Documentation
¶
Overview ¶
Package buzhash implements the buzhash rolling hash algorithm for content-defined chunking.
Content-defined chunking splits a byte stream into variable-size chunks based on the data content rather than fixed boundaries. This enables deduplication: identical data produces identical chunk boundaries, so unchanged regions between backups yield the same chunks.
Configuration ¶
Use NewConfig to create a Config from a desired average chunk size. The config determines minimum, maximum, and average chunk sizes as well as the hash mask and threshold used for boundary detection:
cfg, err := buzhash.NewConfig(4096) // ~4 KiB average chunks
if err != nil {
log.Fatal(err)
}
Chunking a Stream ¶
Create a Chunker from an io.Reader and call Next repeatedly:
chunker := buzhash.NewChunker(reader, cfg)
for {
chunk, err := chunker.Next()
if err == io.EOF {
break
}
if err != nil {
log.Fatal(err)
}
// process chunk
}
Low-level Hasher ¶
For custom chunking logic, use Hasher directly. It provides a 32-bit rolling hash over a 64-byte sliding window:
h := buzhash.NewHasher() h.Update(byte) sum := h.Sum()
Index ¶
Constants ¶
const WindowSize = 64
Variables ¶
This section is empty.
Functions ¶
This section is empty.
Types ¶
type Chunker ¶
type Chunker struct {
// contains filtered or unexported fields
}
Chunker splits a data stream into variable-size chunks using buzhash content-defined chunking. It performs zero heap allocations during scanning.

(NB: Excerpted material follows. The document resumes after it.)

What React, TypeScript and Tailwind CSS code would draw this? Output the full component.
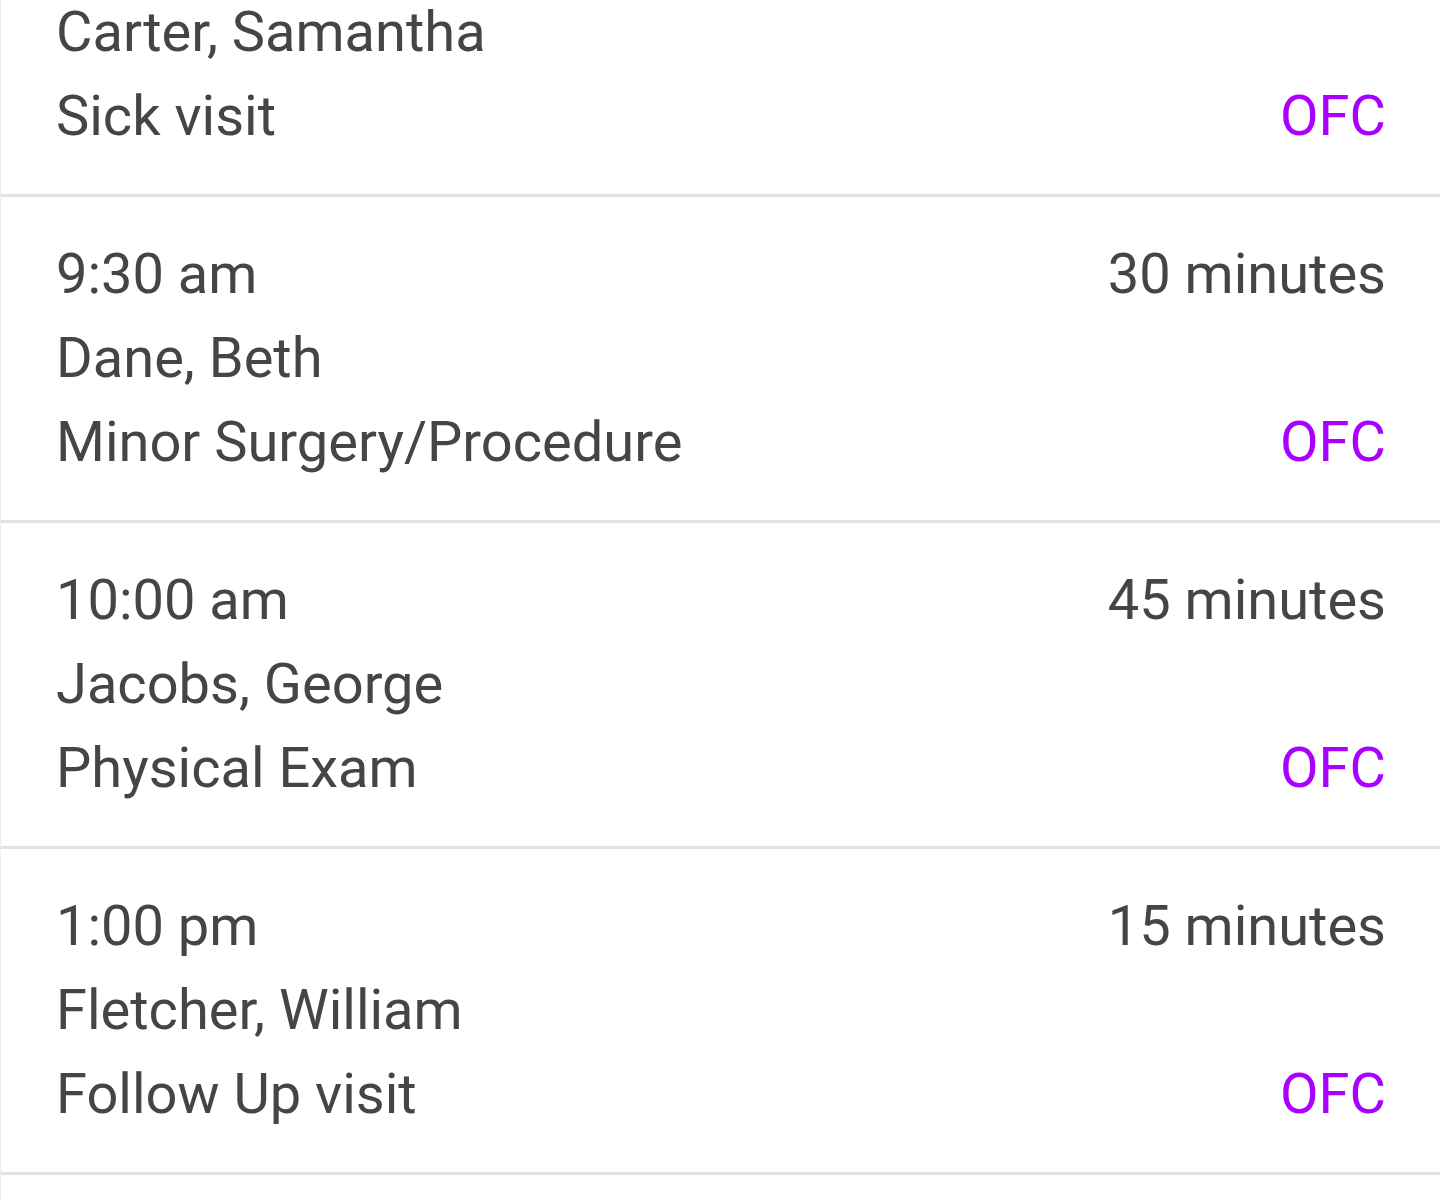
import React from "react";

type Appt = { time: string; duration: string; name: string; type: string; loc: string };

const appts: Appt[] = [
  { time: "9:30 am", duration: "30 minutes", name: "Dane, Beth", type: "Minor Surgery/Procedure", loc: "OFC" },
  { time: "10:00 am", duration: "45 minutes", name: "Jacobs, George", type: "Physical Exam", loc: "OFC" },
  { time: "1:00 pm", duration: "15 minutes", name: "Fletcher, William", type: "Follow Up visit", loc: "OFC" },
];

export default function App() {
  return (
    <div
      className="w-[1440px] h-[1200px] overflow-hidden bg-white border-l border-[#ededed]"
      style={{ fontFamily: "Roboto, 'Noto Sans', sans-serif" }}
    >
      <div className="text-[56px] leading-[84px] text-[#454545]">
        {/* partially scrolled first row */}
        <div className="border-b-[3px] border-[#e2e2e2] pl-[55px] pr-[54px] pb-[36px]">
          <div className="leading-[64px] mb-[10px]">Carter, Samantha</div>
          <div className="flex justify-between">
            <span>Sick visit</span>
            <span className="text-[#aa00ff]">OFC</span>
          </div>
        </div>
        {appts.map((a, i) => (
          <div
            key={i}
            className="border-b-[3px] border-[#e2e2e2] pl-[55px] pr-[54px] pt-[35px] pb-[36px]"
          >
            <div className="flex justify-between">
              <span>{a.time}</span>
              <span>{a.duration}</span>
            </div>
            <div>{a.name}</div>
            <div className="flex justify-between">
              <span>{a.type}</span>
              <span className="text-[#aa00ff]">{a.loc}</span>
            </div>
          </div>
        ))}
      </div>
    </div>
  );
}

The returned slice from Next references internal buffers and is valid only until the next call to Next. Callers must copy the data if they need to retain it.
func NewChunker ¶
NewChunker creates a chunker that reads from r with the given config.
type Config ¶
type Config struct {
AvgChunkSize int
MinChunkSize int
MaxChunkSize int
Mask uint32
Threshold uint32
}
Config holds chunking parameters derived from an average chunk size.
func DefaultConfig ¶
func DefaultConfig() Config
DefaultConfig returns the standard 4MB average chunk size configuration.
type Hasher ¶
type Hasher struct {
// contains filtered or unexported fields
}
Hasher implements the buzhash rolling hash.
func (*Hasher) BytesProcessed ¶
BytesProcessed returns the total number of bytes fed to the hasher.
func (*Hasher) InitFromData ¶
InitFromData initializes the hash from the first WindowSize bytes of data. If data has fewer than WindowSize bytes, all bytes are consumed.